A Success Blueprint: What Institutions Can Expect

Consider a mid-sized U.S. school district struggling with rising costs, inconsistent platform usage, and teacher burnout.

 

After engaging an edtech consultant, the district conducted a full technology audit. The result? A 32% reduction in software spend by eliminating redundant tools, improved LMS adoption through targeted professional development, and measurable gains in student engagement within two semesters.

 

More importantly, the district entered its next budget cycle with confidence—armed with data, clear governance policies, and a streamlined digital ecosystem aligned to instructional goals.

 

This is no longer an outlier story. It is becoming the new benchmark.

 

From Uncertainty to Strategic Action

Technology is not the problem. And it is not the solution.

 

Strategy is the engine.

In a world of shrinking budgets, increasing scrutiny, and rising expectations, institutions can no longer afford disconnected tools and reactive decisions.
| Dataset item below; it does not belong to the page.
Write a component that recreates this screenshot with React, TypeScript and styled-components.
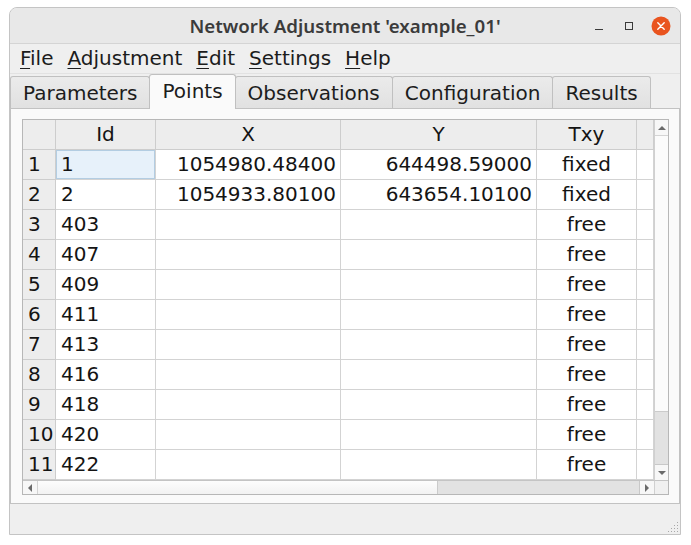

Expert guidance ensures that every dollar spent on technology translates into a better student experience—and a more sustainable future.

 

The most important step in 2026 isn’t buying the next platform. It’s auditing the ecosystem you already have, before the next budget cycle forces decisions you can’t undo.

 

The efficacy reckoning is here. Institutions that respond strategically will emerge stronger. Those that don’t will keep paying for tools that never deliver.